MapReduce schedules work at both the job and task levels. Clients submit jobs, and the JobTracker (JT) partitions them into map and reduce tasks. Job scheduling determines which job should go next, and task scheduling orders tasks in a job. In Hadoop MapReduce, the JT schedules both jobs and tasks, although job schedulers are pluggable, that is, not part of the JT code. Task schedulers, on the other hand, are integrated in the JT code. The introduction of the pluggable job schedulers to the Hadoop framework is considered an evolution in cluster computing.4 Pluggable schedulers enable tailoring Hadoop for specific workloads and applications. This capability creates the opportunity for job schedulers optimized for the ever-increasing list of MapReduce applications. Furthermore, pluggable schedulers increase code readability and facilitate the experimentation and testing that are essential to research.

Hadoop MapReduce uses several alternate job schedulers, including a default first-in, first-out (FIFO) design and the Fair and Capacity schedulers.4, 5, 6, 7, 13 FIFO suggests pulling jobs from a work queue in receipt order, oldest first, and launching them one after the other. Although such a strategy appears simple and easy to use, it has drawbacks:

  • FIFO scheduling does not support job preemption. Running jobs cannot be interrupted to allow waiting jobs to proceed and meet their performance objectives, such as avoiding job starvations and/or sharing resources effectively. As a result, simultaneous sharing of cluster resources is infeasible. As long as one job absorbs all of a cluster's resources (slots), no other can proceed. So the next queued job must wait until task slots become free and the current job has no more tasks to execute. This limitation can easily lead to a fairness conflict, in which a long-running job blocks the whole cluster, starving all small jobs.
  • The FIFO scheduler does not consider job priority or size, and a job's submission time alone completely determines its importance. Thus, jobs may wait in the queue for extended periods, no matter how critical or time sensitive they are. This limitation poses additional fairness and responsiveness issues.

To address the FIFO scheduler's shortcomings, Facebook developed a more sophisticated scheduler, called the Fair Scheduler,5 which is now part of the Apache Hadoop distribution. The Fair Scheduler represents cluster resources in terms of map and reduce slots and suggests a way to share clusters such that all jobs get, on average, an equal share of slots over time. The scheduler assumes a set of pools into which jobs are placed. Each pool is assigned a set of shares reflecting the map and reduce slots that its constituent jobs can occupy. The greater the number of shares a pool is assigned, the greater the number of map and reduce slots its jobs can use. Jobs in a pool can be scheduled using the FIFO scheduler or the Fair Scheduler itself. Jobs across pools are always scheduled using the Fair Scheduler.

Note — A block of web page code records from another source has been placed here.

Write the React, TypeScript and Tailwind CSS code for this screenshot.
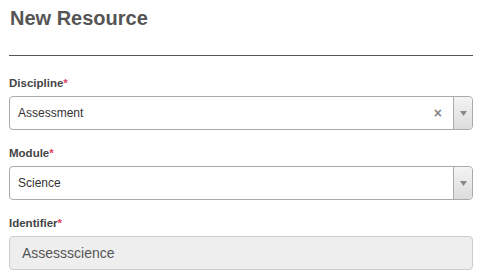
import React from "react";

const Arrow = () => (
  <div className="flex w-[19px] items-center justify-center self-stretch rounded-r-[4px] border-l border-[#aaa] bg-gradient-to-b from-[#f4f4f4] to-[#dcdcdc]">
    <svg width="7" height="5" viewBox="0 0 7 5">
      <path d="M0 0 L7 0 L3.5 5 Z" fill="#888" />
    </svg>
  </div>
);

const Label = ({ children }: { children: React.ReactNode }) => (
  <div className="mb-[4px] h-[17px] text-[11.5px] font-bold leading-[17px] text-[#444]">
    {children}
    <span className="text-[#e0415e]">*</span>
  </div>
);

export default function App() {
  return (
    <div className="ml-[9px] w-[464px] bg-white pt-[7px] font-['Liberation_Sans',Arial,sans-serif]">
      <h1 className="pl-[1px] text-[20px] font-bold leading-[22px] text-[#555]">New Resource</h1>
      <div className="mt-[26px] h-px bg-[#555]" />
      <div className="mt-[19px]">
        <div className="mb-[15px]">
          <Label>Discipline</Label>
          <div className="flex h-[34px] items-center rounded-[4px] border border-[#aaa] bg-white">
            <span className="flex-1 pl-[8px] text-[12px] text-[#333]">Assessment</span>
            <span className="mr-[11px] text-[14px] font-bold leading-none text-[#888]">×</span>
            <Arrow />
          </div>
        </div>
        <div className="mb-[15px]">
          <Label>Module</Label>
          <div className="flex h-[34px] items-center rounded-[4px] border border-[#aaa] bg-white">
            <span className="flex-1 pl-[8px] text-[12px] text-[#333]">Science</span>
            <Arrow />
          </div>
        </div>
        <div>
          <Label>Identifier</Label>
          <div className="flex h-[34px] items-center rounded-[4px] border border-[#ccc] bg-[#eee]">
            <span className="pl-[12px] text-[14px] text-[#555]">Assessscience</span>
          </div>
        </div>
      </div>
    </div>
  );
}
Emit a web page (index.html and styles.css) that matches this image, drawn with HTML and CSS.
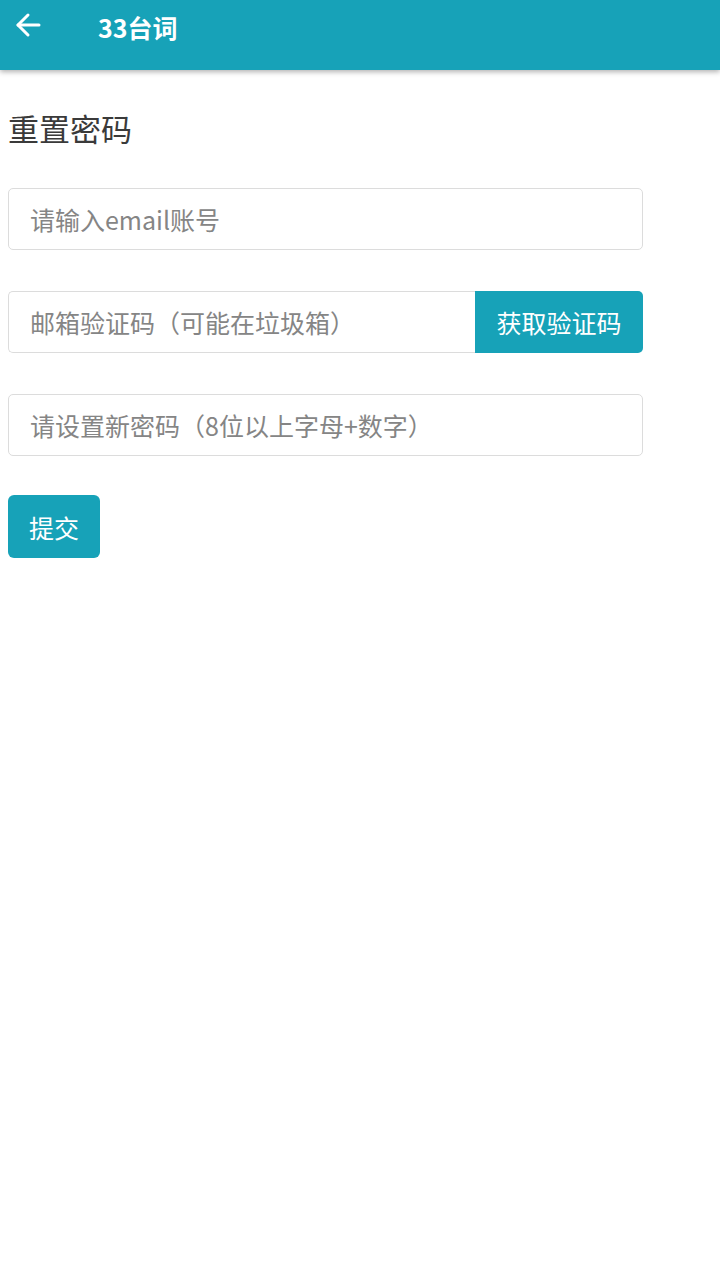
FILE: index.html
```html
<!DOCTYPE html>
<html lang="zh">
<head>
<meta charset="utf-8">
<link rel="stylesheet" href="styles.css">
</head>
<body>
<header class="topbar">
  <svg class="back" width="28" height="28" viewBox="0 0 28 28" fill="none" stroke="#fff" stroke-width="3" stroke-linecap="round" stroke-linejoin="round">
    <path d="M25 14H4"/>
    <path d="M14 4L4 14l10 10"/>
  </svg>
  <div class="title">33台词</div>
</header>
<main class="content">
  <h1 class="heading">重置密码</h1>
  <div class="field"><input class="input" placeholder="请输入email账号"></div>
  <div class="field">
    <input class="input joined" placeholder="邮箱验证码（可能在垃圾箱）">
    <button class="btn code">获取验证码</button>
  </div>
  <div class="field last"><input class="input" placeholder="请设置新密码（8位以上字母+数字）"></div>
  <button class="btn submit">提交</button>
</main>
</body>
</html>
```
FILE: styles.css
```css
html, body {
  margin: 0;
  padding: 0;
  background: #fff;
  font-family: "Noto Sans CJK SC", "Roboto", "Noto Sans", sans-serif;
}
.topbar {
  height: 70px;
  background: #17a2b8;
  display: flex;
  align-items: flex-start;
  padding: 0 0 0 14px;
  box-shadow: 0 2px 5px rgba(0,0,0,0.3);
  position: relative;
  z-index: 1;
}
.back {
  margin-top: 11px;
}
.title {
  color: #fff;
  font-weight: 700;
  font-size: 25px;
  line-height: 54px;
  margin-left: 56px;
}
.content {
  padding: 34px 0 0 8px;
  display: flex;
  flex-direction: column;
  align-items: flex-start;
}
.heading {
  margin: 0 0 36px 0;
  font-size: 31px;
  font-weight: 400;
  color: #3a3a3a;
  line-height: 48px;
}
.field {
  width: 635px;
  display: flex;
  margin-bottom: 41px;
}
.field.last {
  margin-bottom: 39px;
}
.input {
  flex: 1;
  min-width: 0;
  height: 62px;
  box-sizing: border-box;
  border: 1px solid #dcdcdc;
  border-radius: 5px;
  padding: 0 21px;
  font-family: inherit;
  font-size: 25px;
  color: #333;
  outline: none;
  background: #fff;
}
.input::placeholder {
  color: #858585;
}
.input.joined {
  border-top-right-radius: 0;
  border-bottom-right-radius: 0;
  border-right: none;
}
.btn {
  background: #17a2b8;
  color: #fff;
  border: none;
  font-family: inherit;
  font-size: 25px;
  padding: 0;
  cursor: pointer;
}
.code {
  width: 168px;
  height: 62px;
  border-radius: 0 5px 5px 0;
}
.submit {
  width: 92px;
  height: 63px;
  border-radius: 6px;
}
```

When only a single job is submitted, the Fair Scheduler grants it all the cluster's available map and reduce slots. When new jobs are submitted, the scheduler assigns to them slots that become free. Assuming a uniform distribution of slots, each job thus gets roughly the same amount of CPU time. This strategy can obviously allow several jobs to run simultaneously on the same Hadoop cluster, "sharing in space" the cluster slots. This phrase implies that each job has exclusive access to a specific number of slots on the Hadoop cluster. This arrangement is similar to sharing memory in operating systems (OSs), whereby the system allocates to each process an independent portion of the main memory. The result is that multiple processes can coexist. Sharing in space, as offered by the Fair Scheduler, allows short jobs to finish in reasonable times while not starving long jobs. Jobs that require less time are able to run and finish, while the jobs that require more time continue running. To minimize congestion due to sharing and finish work in a timely manner, the Fair Scheduler permits constraining the number of jobs that can be active at one time.

The Fair Scheduler can also accommodate job priorities by assigning to jobs weights that affect the fraction of total CPU time each can obtain. In addition, the scheduler can guarantee minimum shares to pools, thus ensuring that all jobs in a pool get sufficient map and reduce slots. Although a pool contains jobs, it gets at least its minimum share of resources. When the pool becomes empty (no further jobs to schedule), the Fair Scheduler distributes its assigned slots uniformly across active pools. If a pool does not use all its guaranteed share, Fair can also spread excess map and reduce slots equally across other pools.

To meet every pool's guaranteed minimum share, the Fair Scheduler optionally supports preempting jobs in other pools. This procedure entails preempting some or all of the foreign map and reduce tasks in a rather brutal manner. Because Hadoop MapReduce does not yet support suspending running tasks, the Fair Scheduler simply kills tasks in other pools that exceed their guaranteed minimum shares. Hadoop can tolerate losing tasks, so this strategy does not cause the preempted jobs to fail. But it can affect efficiency because killed tasks must be reexecuted, thus wasting work. To minimize such redundant computation, the Fair Scheduler picks the most recently launched tasks from overallocated jobs as kill candidates.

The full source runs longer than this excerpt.